Sunday, January 12, 2014
A Sad Lift Off
When they built on to our hospital recently they moved the heli-pad to the front and to the side of the front parking lot. When we went to eat at the cafeteria an air life copter was on the pad with motor running and door open. Techs were pushing an empty stretcher toward the hospital. As we got out of the car the helicopter revved up the motors and the blades stirred the leaves on a small tree. I happened to look across the pad with the fence surrounding it and I spotted a lady standing as near as she could legally and safely stand. My heart went out to her imaging she is the wife, daughter, or mother of the patient. Reminding me of when Mel had a heart attack in the car and we wrecked on a Sears parking lot. The driver of the car we hit came our raising cane as it was a borrowed car. I know the feeling of riding in an ambulance when some cars won't move over. When they took me into a private room I knew things were bad.

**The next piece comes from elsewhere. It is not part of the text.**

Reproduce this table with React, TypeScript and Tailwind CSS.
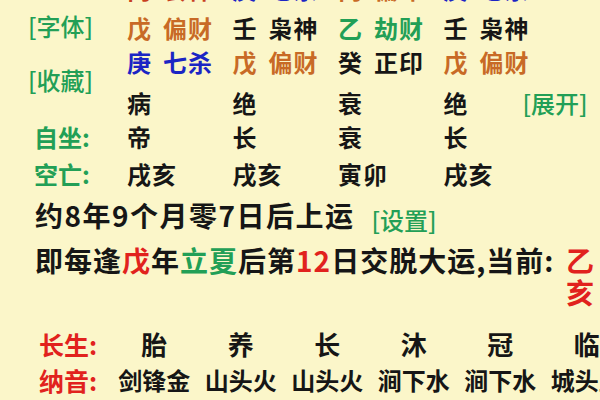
import React from "react";

const font = "font-['Noto_Sans_CJK_SC','Noto_Sans',sans-serif]";

type Pillar = { stem: string; god: string; color: string };

const orange = "text-[#c86a26]";
const blue = "text-[#1b25c4]";
const green = "text-[#229f56]";
const black = "text-[#161616]";
const red = "text-[#e1221d]";

const rows: Pillar[][] = [
  [
    { stem: "丙", god: "食神", color: "text-[#c8401f]" },
    { stem: "庚", god: "七杀", color: blue },
    { stem: "丙", god: "偏印", color: orange },
    { stem: "庚", god: "七杀", color: blue },
  ],
  [
    { stem: "戊", god: "偏财", color: orange },
    { stem: "壬", god: "枭神", color: black },
    { stem: "乙", god: "劫财", color: green },
    { stem: "壬", god: "枭神", color: black },
  ],
  [
    { stem: "庚", god: "七杀", color: blue },
    { stem: "戊", god: "偏财", color: orange },
    { stem: "癸", god: "正印", color: black },
    { stem: "戊", god: "偏财", color: orange },
  ],
];

const changSheng = ["胎", "养", "长", "沐", "冠", "临"];
const naYin = ["剑锋金", "山头火", "山头火", "涧下水", "涧下水", "城头土"];

function Cell({ p }: { p: Pillar }) {
  return (
    <div className={`flex w-[105.5px] shrink-0 tracking-[1px] ${p.color}`}>
      <span>{p.stem}</span>
      <span className="ml-[11px]">{p.god}</span>
    </div>
  );
}

function PlainRow({ label, items, h }: { label: string; items: string[]; h: string }) {
  return (
    <div className={`flex items-center ${h}`}>
      <div className={`w-[127px] shrink-0 pl-[34px] font-bold ${green}`}>{label}</div>
      {items.map((t, i) => (
        <div key={i} className={`w-[105.5px] shrink-0 font-bold tracking-[1px] ${black}`}>
          {t}
        </div>
      ))}
    </div>
  );
}

export default function App() {
  return (
    <div className={`h-[400px] w-[600px] overflow-hidden bg-[#fbf6c9] text-[24px] leading-none ${font}`}>
      <div className="-mt-[33px] flex">
        <div className={`flex w-[127px] shrink-0 flex-col pl-[28px] pt-[42px] font-medium ${green}`}>
          <div className="flex h-[34px] items-center">[字体]</div>
          <div className="mt-[20px] flex h-[34px] items-center">[收藏]</div>
        </div>
        <div className="flex flex-1 flex-col font-bold">
          {rows.map((r, i) => (
            <div key={i} className={`flex items-center ${i === 0 ? "h-[44px]" : "h-[34px]"}`}>
              {r.map((p, j) => (
                <Cell key={j} p={p} />
              ))}
            </div>
          ))}
          <div className={`mt-[7px] flex h-[34px] items-center ${black}`}>
            <div className="w-[105.5px] shrink-0">病</div>
            <div className="w-[105.5px] shrink-0">绝</div>
            <div className="w-[105.5px] shrink-0">衰</div>
            <div className="w-[79px] shrink-0">绝</div>
            <div className={`font-medium ${green}`}>[展开]</div>
          </div>
        </div>
      </div>

      <PlainRow label="自坐:" items={["帝", "长", "衰", "长"]} h="h-[34px]" />
      <PlainRow label="空亡:" items={["戌亥", "戌亥", "寅卯", "戌亥"]} h="h-[40px]" />

      <div className={`flex h-[42px] items-center pl-[35px] text-[28px] font-bold tracking-[1.5px] ${black}`}>
        <span>约8年9个月零7日后上运</span>
        <span className={`ml-[17px] mt-[10px] text-[24px] font-medium tracking-normal ${green}`}>[设置]</span>
      </div>

      <div className={`mt-[8px] flex h-[32px] items-center pl-[35px] pr-[6px] text-[28px] font-bold tracking-[1px] ${black}`}>
        <span className="whitespace-nowrap">
          即每逢<span className={red}>戊</span>年<span className={green}>立夏</span>后第
          <span className={red}>12</span>日交脱大运,当前:
        </span>
        <span className={`ml-auto w-[28px] shrink-0 tracking-normal ${red}`}>乙</span>
      </div>
      <div className={`flex h-[32px] items-center justify-end pr-[6px] text-[28px] font-bold ${red}`}>
        <span className="w-[28px]">亥</span>
      </div>

      <div className="mt-[19px] flex h-[34px] items-center">
        <div className={`w-[111px] shrink-0 pl-[39px] text-[25px] font-bold ${red}`}>长生:</div>
        {changSheng.map((t, i) => (
          <div key={i} className={`w-[86.5px] shrink-0 text-center text-[26px] font-bold ${black}`}>
            {t}
          </div>
        ))}
      </div>
      <div className="mt-[2px] flex h-[34px] items-center">
        <div className={`w-[111px] shrink-0 pl-[39px] text-[25px] font-bold ${red}`}>纳音:</div>
        {naYin.map((t, i) => (
          <div key={i} className={`w-[86.5px] shrink-0 whitespace-nowrap text-center font-bold ${black}`}>
            {t}
          </div>
        ))}
      </div>
    </div>
  );
}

As the driver of the ambulance prepared to leave he came in to the room where I was and tousled my hair but didn't say much. I knew it was bad. Mel lived four days but never came to. My daughters and sons-in-law were very kind and helpful but after a few months their life had to move on in other states. It was hard having to make decisions alone, get myself to doctor appointments in parts of town I wasn't familiar with. Setting prices on houses to sell and selling them, but I muddled through. Even mowed grass on a lawnmower with three wheels. That makes me laugh, I'm not very mecanically inclined. Surely I could have bought a wheel that fit and put it on. Shortly after that I decided I could hire my lawn mowed. I could sell the rent property. I pulled myself up by the boot straps and did things for me. Dancing, walking, exercising, a few trips. It was hard but it can be done. I wasn't the first and I won't be the last but I pray the person in the air life helicopter will be okay and the lady standing at the fence will be okay if she was connected. Please don't think I'm writing this to make you feel sorry for me, I'm not. Even though sad, it made me learn a lot and be independent.